__THE RECORDS__
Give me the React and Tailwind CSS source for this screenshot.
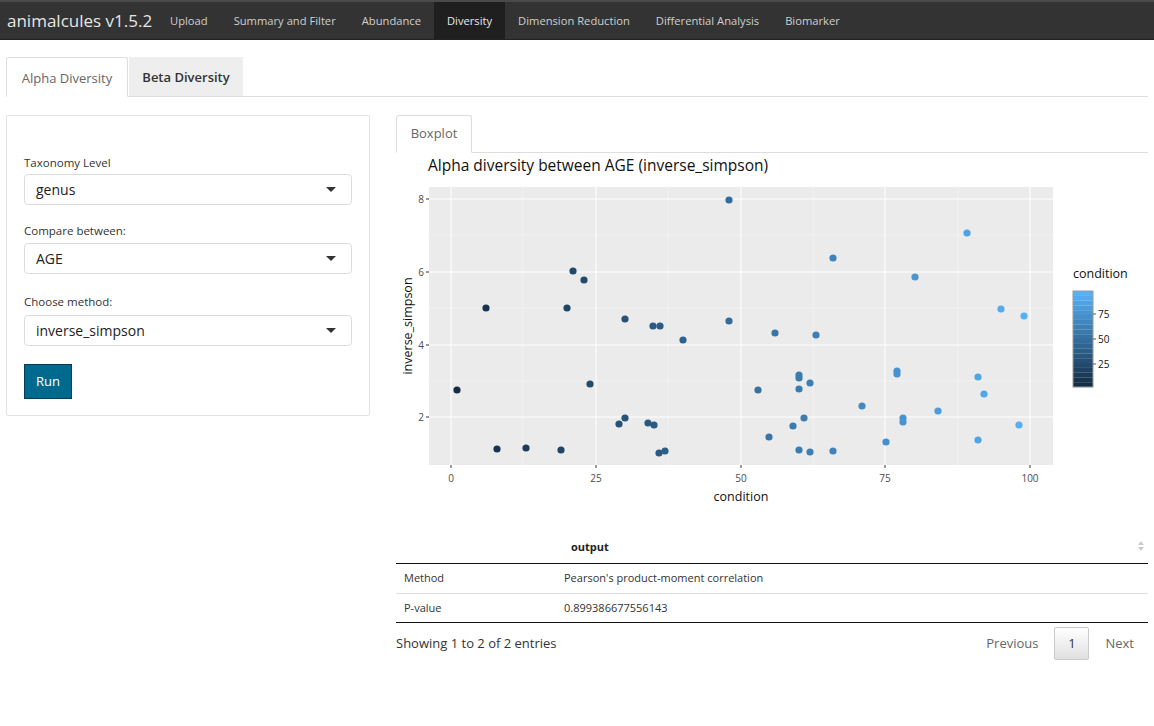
import React from 'react';

const navItems = ['Upload', 'Summary and Filter', 'Abundance', 'Diversity', 'Dimension Reduction', 'Differential Analysis', 'Biomarker'];

// pixel positions read off the plot, relative to the page
const points = [
  [486, 308], [567, 308], [625, 319], [653, 326], [660, 326], [683, 340], [729, 321], [775, 333],
  [457, 390], [590, 384], [758, 390], [625, 418], [619, 424], [648, 423], [654, 425], [769, 437],
  [497, 449], [526, 448], [561, 450], [659, 453], [665, 451], [729, 200], [573, 271], [584, 280],
  [833, 258], [967, 233], [915, 277], [1001, 309], [1024, 316], [816, 335], [799, 375], [799, 378],
  [810, 383], [799, 389], [897, 371], [897, 374], [978, 377], [984, 394], [862, 406], [938, 411],
  [804, 418], [793, 426], [903, 418], [903, 422], [1019, 425], [978, 440], [886, 442], [799, 450],
  [810, 452], [833, 451],
];

const lo = [19, 43, 67];
const hi = [86, 177, 247];
const colorFor = (v) => {
  const t = Math.max(0, Math.min(1, v / 100));
  const c = lo.map((l, i) => Math.round(l + (hi[i] - l) * t));
  return `rgb(${c[0]},${c[1]},${c[2]})`;
};

// plot svg origin at page (396, 153)
const OX = 396;
const OY = 153;

const Plot = () => {
  const xTicks = [[451, '0'], [596, '25'], [741, '50'], [885, '75'], [1030, '100']];
  const yTicks = [[199, '8'], [272, '6'], [345, '4'], [417, '2']];
  const xMinor = [523, 668, 813, 958];
  const yMinor = [235, 308, 381];
  const legendSteps = Array.from({ length: 20 }, (_, i) => i);
  return (
    <svg width="752" height="362" className="block">
      <text x={428 - OX} y={171 - OY} fontSize="15.5" fill="#111" fontFamily="'Open Sans', sans-serif">
        Alpha diversity between AGE (inverse_simpson)
      </text>
      <rect x={429 - OX} y={187 - OY} width={624} height={278} fill="#ebebeb" />
      {xMinor.map((x) => (
        <line key={'xm' + x} x1={x - OX} x2={x - OX} y1={187 - OY} y2={465 - OY} stroke="#f5f5f5" strokeWidth="0.6" />
      ))}
      {yMinor.map((y) => (
        <line key={'ym' + y} x1={429 - OX} x2={1053 - OX} y1={y - OY} y2={y - OY} stroke="#f5f5f5" strokeWidth="0.6" />
      ))}
      {xTicks.map(([x]) => (
        <line key={'x' + x} x1={x - OX} x2={x - OX} y1={187 - OY} y2={465 - OY} stroke="#fff" strokeWidth="1.1" />
      ))}
      {yTicks.map(([y]) => (
        <line key={'y' + y} x1={429 - OX} x2={1053 - OX} y1={y - OY} y2={y - OY} stroke="#fff" strokeWidth="1.1" />
      ))}
      {points.map(([x, y], i) => (
        <circle key={i} cx={x - OX} cy={y - OY} r="3.6" fill={colorFor((x - 451) / 5.79)} />
      ))}
      {xTicks.map(([x, l]) => (
        <g key={'xt' + x}>
          <line x1={x - OX} x2={x - OX} y1={465 - OY} y2={468 - OY} stroke="#333" strokeWidth="1" />
          <text x={x - OX} y={482 - OY} fontSize="10" fill="#4d4d4d" textAnchor="middle" fontFamily="'Open Sans', sans-serif">{l}</text>
        </g>
      ))}
      {yTicks.map(([y, l]) => (
        <g key={'yt' + y}>
          <line x1={426 - OX} x2={429 - OX} y1={y - OY} y2={y - OY} stroke="#333" strokeWidth="1" />
          <text x={424 - OX} y={y - OY + 3.5} fontSize="10" fill="#4d4d4d" textAnchor="end" fontFamily="'Open Sans', sans-serif">{l}</text>
        </g>
      ))}
      <text x={741 - OX} y={501 - OY} fontSize="12.5" fill="#111" textAnchor="middle" fontFamily="'Open Sans', sans-serif">condition</text>
      <text transform={`translate(${412 - OX},${326 - OY}) rotate(-90)`} fontSize="12.5" fill="#111" textAnchor="middle" fontFamily="'Open Sans', sans-serif">inverse_simpson</text>
      <text x={1073 - OX} y={278 - OY} fontSize="12.5" fill="#111" fontFamily="'Open Sans', sans-serif">condition</text>
      {legendSteps.map((i) => (
        <rect key={'l' + i} x={1073 - OX} y={291 - OY + i * 4.8} width="20" height="4.9" fill={colorFor(100 - i * 5.2)} />
      ))}
      <rect x={1073 - OX} y={291 - OY} width="20" height="96" fill="none" stroke="#9a9a9a" strokeWidth="1" />
      {[[314, '75'], [339, '50'], [364, '25']].map(([y, l]) => (
        <g key={'lg' + y}>
          <line x1={1093 - OX} x2={1096 - OX} y1={y - OY} y2={y - OY} stroke="#333" strokeWidth="0.8" />
          <text x={1098 - OX} y={y - OY + 3.5} fontSize="10" fill="#111" fontFamily="'Open Sans', sans-serif">{l}</text>
        </g>
      ))}
    </svg>
  );
};

const Select = ({ value }) => (
  <div className="flex items-center justify-between h-[31px] border border-[#dcdcdc] rounded-[4px] bg-white pl-[11px] pr-[15px] text-[14px] text-[#222]">
    <span>{value}</span>
    <span className="w-0 h-0 border-l-[5px] border-r-[5px] border-t-[5px] border-l-transparent border-r-transparent border-t-[#333]" />
  </div>
);

export default function App() {
  return (
    <div className="min-h-[726px] bg-white text-[#333]" style={{ fontFamily: "'Open Sans', sans-serif" }}>
      <div className="h-[40px] bg-[#333] border-t-2 border-t-[#4a4a4a] border-b border-b-[#222] flex items-stretch">
        <div className="w-[157px] pl-[7px] flex items-center text-[17px] text-[#e6e6e6]">animalcules v1.5.2</div>
        {navItems.map((n) => (
          <div
            key={n}
            className={`px-[13px] flex items-center pt-px text-[11.2px] ${n === 'Diversity' ? 'bg-[#1f1f1f] text-[#e8e8e8]' : 'text-[#cfcfcf]'}`}
          >
            {n}
          </div>
        ))}
      </div>

      <div className="px-[6px] pt-[17px]">
        <div className="flex border-b border-[#ddd] h-[40px]">
          <div className="w-[122px] border border-[#ddd] border-b-white -mb-px bg-white rounded-t-[3px] flex items-center justify-center pt-[3px] text-[13px] text-[#666]">
            Alpha Diversity
          </div>
          <div className="w-[114px] ml-px bg-[#eeeeee] flex items-center justify-center pt-[3px] text-[13px] font-semibold text-[#333]">
            Beta Diversity
          </div>
        </div>

        <div className="flex mt-[18px]">
          <div className="w-[364px] shrink-0">
            <div className="border border-[#e3e3e3] rounded-[2px] h-[301px] px-[17px] pt-[38px]">
              <div className="text-[11.5px] text-[#333] mb-[3px]">Taxonomy Level</div>
              <Select value="genus" />
              <div className="text-[11.5px] text-[#333] mt-[17px] mb-[3px]">Compare between:</div>
              <Select value="AGE" />
              <div className="text-[11.5px] text-[#333] mt-[19px] mb-[5px]">Choose method:</div>
              <Select value="inverse_simpson" />
              <div className="mt-[18px] w-[48px] h-[35px] bg-[#006a8e] border border-[#003f55] text-white text-[13px] flex items-center justify-center">
                Run
              </div>
            </div>
          </div>

          <div className="ml-[26px] flex-1 min-w-0">
            <div className="flex border-b border-[#ddd] h-[38px]">
              <div className="w-[76px] border border-[#ddd] border-b-white -mb-px bg-white rounded-t-[3px] flex items-center justify-center text-[13px] text-[#666]">
                Boxplot
              </div>
            </div>
            <Plot />

            <div className="mt-[16px]">
              <div className="relative h-[33px] border-b border-[#111] flex items-center text-[11px] font-bold text-[#222]">
                <div className="w-[175px]" />
                <div>output</div>
                <div className="absolute right-[4px] top-[10px] flex flex-col items-center gap-[2px]">
                  <span className="w-0 h-0 border-l-[3px] border-r-[3px] border-b-[4px] border-l-transparent border-r-transparent border-b-[#ccc]" />
                  <span className="w-0 h-0 border-l-[3px] border-r-[3px] border-t-[4px] border-l-transparent border-r-transparent border-t-[#ccc]" />
                </div>
              </div>
              <div className="h-[30px] border-b border-[#ddd] flex items-center text-[11px] text-[#333]">
                <div className="w-[168px] pl-[8px]">Method</div>
                <div>Pearson's product-moment correlation</div>
              </div>
              <div className="h-[29px] border-b border-[#111] flex items-center text-[11px] text-[#333]">
                <div className="w-[168px] pl-[8px]">P-value</div>
                <div>0.899386677556143</div>
              </div>
              <div className="flex items-center justify-between mt-[4px] h-[33px]">
                <div className="text-[13px] text-[#333]">Showing 1 to 2 of 2 entries</div>
                <div className="flex items-center text-[13px] text-[#666]">
                  <span className="mr-[16px]">Previous</span>
                  <span className="w-[35px] h-[33px] border border-[#cacaca] rounded-[2px] bg-gradient-to-b from-white to-[#e0e0e0] flex items-center justify-center text-[#333]">1</span>
                  <span className="ml-[16px] mr-[14px]">Next</span>
                </div>
              </div>
            </div>
          </div>
        </div>
      </div>
    </div>
  );
}
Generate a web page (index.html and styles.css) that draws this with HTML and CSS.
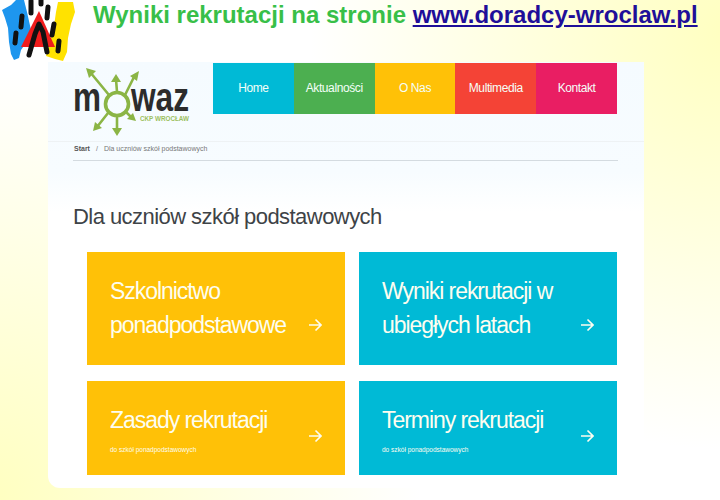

__DIRECTIONS__
Write out exactly the lines between the start of the data and the line with "const navItems = ['Upload', 'Summary", including both, but none of the pictures.

__TASK RESPONSE__
Give me the React and Tailwind CSS source for this screenshot.
import React from 'react';

const navItems = ['Upload', 'Summary and Filter', 'Abundance', 'Diversity', 'Dimension Reduction', 'Differential Analysis', 'Biomarker'];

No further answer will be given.